Asking questions, learning to listen, getting information. Effective selling is all about establishing a dialogue. It's about knowing what your customers want, what they expect from your product and service, and what you can do to fulfill their expectations.

In a previous Sales.com article, we've outlined a proven Questioning Process. In that article, we highlight seven steps to getting the information you need to improve the relationship between you and your customers. If you haven't had a chance to read that article, please do. It explains why we believe in using a questioning process rather than using questioning techniques. It illustrates the difference between getting useful information as opposed to using a series of manipulative tricks designed to make statements sound like questions. Remember, an effective sales professional asks questions to help him or her better serve the customer. It's not a ploy to trick customers into a false sense of security, into thinking that you care more about them than you really do.

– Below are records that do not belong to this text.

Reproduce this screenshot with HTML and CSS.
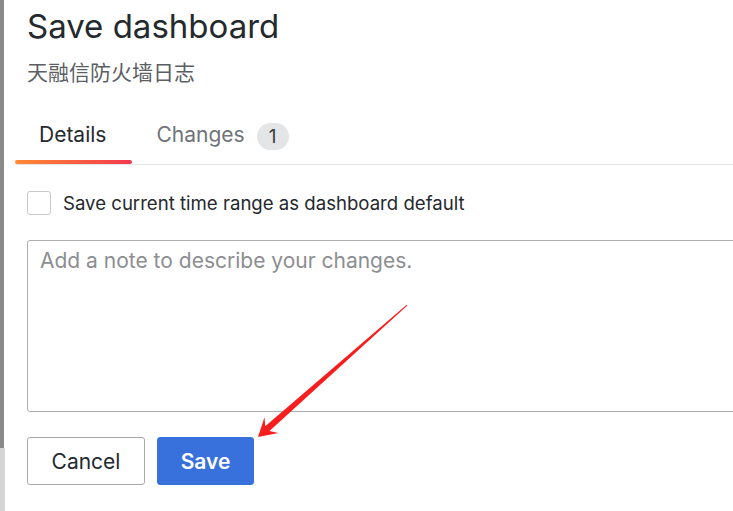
FILE: index.html
```html
<!DOCTYPE html>
<html lang="en">
<head>
<meta charset="utf-8">
<title>Save dashboard</title>
<link rel="stylesheet" href="styles.css">
</head>
<body>
<div class="page">
  <div class="edge">
    <div class="edge-dark"></div>
    <div class="edge-light"></div>
  </div>
  <main class="content">
    <h1 class="title">Save dashboard</h1>
    <div class="subtitle">天融信防火墙日志</div>
    <nav class="tabs">
      <div class="tab tab-active">Details</div>
      <div class="tab">Changes <span class="badge">1</span></div>
    </nav>
    <label class="check-row">
      <span class="checkbox"></span>
      <span class="check-label">Save current time range as dashboard default</span>
    </label>
    <div class="note">
      <span class="placeholder">Add a note to describe your changes.</span>
    </div>
    <div class="actions">
      <button class="btn btn-secondary">Cancel</button>
      <button class="btn btn-primary">Save</button>
    </div>
  </main>
  <svg class="arrow" width="733" height="511" viewBox="0 0 733 511">
    <g transform="translate(258 437) rotate(-41.5)">
      <polygon points="0,0 18,10.5 12.5,3.2 199,0.5 199,-0.5 12.5,-3.2 18,-10.5" fill="#f91d1d"/>
    </g>
  </svg>
</div>
</body>
</html>
```
FILE: styles.css
```css
html, body {
  margin: 0;
  padding: 0;
  background: #ffffff;
}
body {
  width: 733px;
  height: 511px;
  overflow: hidden;
  font-family: Inter, "Noto Sans", "Noto Sans CJK SC", sans-serif;
  color: #24292e;
}
.page {
  position: relative;
  display: flex;
  height: 511px;
  overflow: hidden;
}
.edge {
  width: 5px;
  display: flex;
  flex-direction: column;
  flex-shrink: 0;
}
.edge-dark {
  width: 4px;
  height: 448px;
  background: #8a8a8a;
}
.edge-light {
  width: 5px;
  flex: 1;
  background: #d5d5d5;
}
.content {
  flex: 1;
  min-width: 0;
  padding: 6px 0 0 22px;
  display: flex;
  flex-direction: column;
  align-items: flex-start;
  overflow: hidden;
}
.title {
  margin: 0;
  font-size: 33px;
  line-height: 40px;
  font-weight: 400;
  color: #24292e;
}
.subtitle {
  margin-top: 11px;
  font-family: "Noto Sans CJK SC", sans-serif;
  font-size: 21px;
  line-height: 28px;
  color: #5b5e62;
}
.tabs {
  margin-top: 28px;
  margin-left: -12px;
  align-self: stretch;
  display: flex;
  border-bottom: 1px solid #e6e6e6;
}
.tab {
  position: relative;
  padding: 10px 25px 17px 24px;
  font-size: 21px;
  line-height: 24px;
  height: 24px;
  color: #707378;
  display: flex;
  align-items: center;
  gap: 12px;
}
.tab-active {
  padding-right: 26px;
  color: #24292e;
}
.tab-active::after {
  content: "";
  position: absolute;
  left: 0;
  right: 0;
  bottom: 0;
  height: 4px;
  border-radius: 2px;
  background: linear-gradient(90deg, #ff8a33, #f2394f);
}
.badge {
  display: inline-flex;
  align-items: center;
  justify-content: center;
  width: 32px;
  height: 27px;
  margin: 0 0 -3px;
  border-radius: 14px;
  background: #e4e5e6;
  color: #3b3e42;
  font-size: 19px;
}
.check-row {
  margin-top: 26px;
  display: flex;
  align-items: center;
  gap: 12px;
}
.checkbox {
  width: 22px;
  height: 22px;
  border: 1px solid #c9c9c9;
  border-radius: 3px;
  background: #fff;
}
.check-label {
  font-size: 18.6px;
  line-height: 22px;
  font-weight: 400;
  color: #24292e;
}
.note {
  margin-top: 25px;
  width: 760px;
  height: 172px;
  flex-shrink: 0;
  box-sizing: border-box;
  border: 1px solid #adadad;
  border-radius: 3px;
  padding: 8px 12px;
}
.placeholder {
  font-size: 21px;
  line-height: 24px;
  color: #8c8e91;
}
.actions {
  margin-top: 25px;
  display: flex;
  gap: 12px;
}
.btn {
  height: 48px;
  box-sizing: border-box;
  border-radius: 3px;
  font-family: Inter, sans-serif;
  font-size: 21px;
  padding: 0;
}
.btn-secondary {
  width: 118px;
  background: #fff;
  border: 1px solid #a9a9a9;
  color: #24292e;
  font-weight: 400;
}
.btn-primary {
  width: 97px;
  background: #3871dc;
  border: 1px solid #3871dc;
  color: #fff;
  font-weight: 600;
}
.arrow {
  position: absolute;
  left: 0;
  top: 0;
  pointer-events: none;
}
```
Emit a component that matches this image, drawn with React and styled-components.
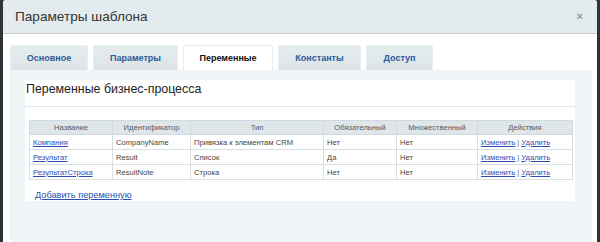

The first order of business on every sales call should be to seek out the information you need to better manage the call. But don't ask just any questions. We recommend that you follow three criteria in developing questions for an upcoming sales call. You can improve the quality of your calls 100 percent just by spending five minutes before each call thinking about these three points. The questions you ask must:

  • Elicit the information you need. We mean the most urgent and important facts. Obviously, not every person you contact is going to have the time, interest or knowledge to fill in every gap on your checklist—at least not in a single sales call. That's why, as you're focusing on what you need to find out, you should narrow the gaps down to a manageable five or six. Choose missing pieces of information that you can reasonably expect to get and that are urgent in terms of the way you perceive the sale to be going. By "urgent" we mean something you need to know now—something you need to know before you can move the call toward the next level of commitment.
  • Be phrased effectively. You can identify very precisely what you need to find out, but you'll still fail to get that information if you phrase your questions badly. In developing questions it's important to word them so that you don't get loaded, self–serving, or defensive answers.
  • Be presented in an appropriate sequence. What would happen in a sales call if the first question you presented to the customer was "How about signing this order?" Or if the last one was "How do you do?" No matter how appropriate your questions, and no matter how well they are phrased, you can still come up dry on the needed information if you ask the questions in the wrong order.

Using these three simple guidelines, along with our Questioning Process, will help you find a better fit between your product or service and the customer's expectations. And that will help you close more sales.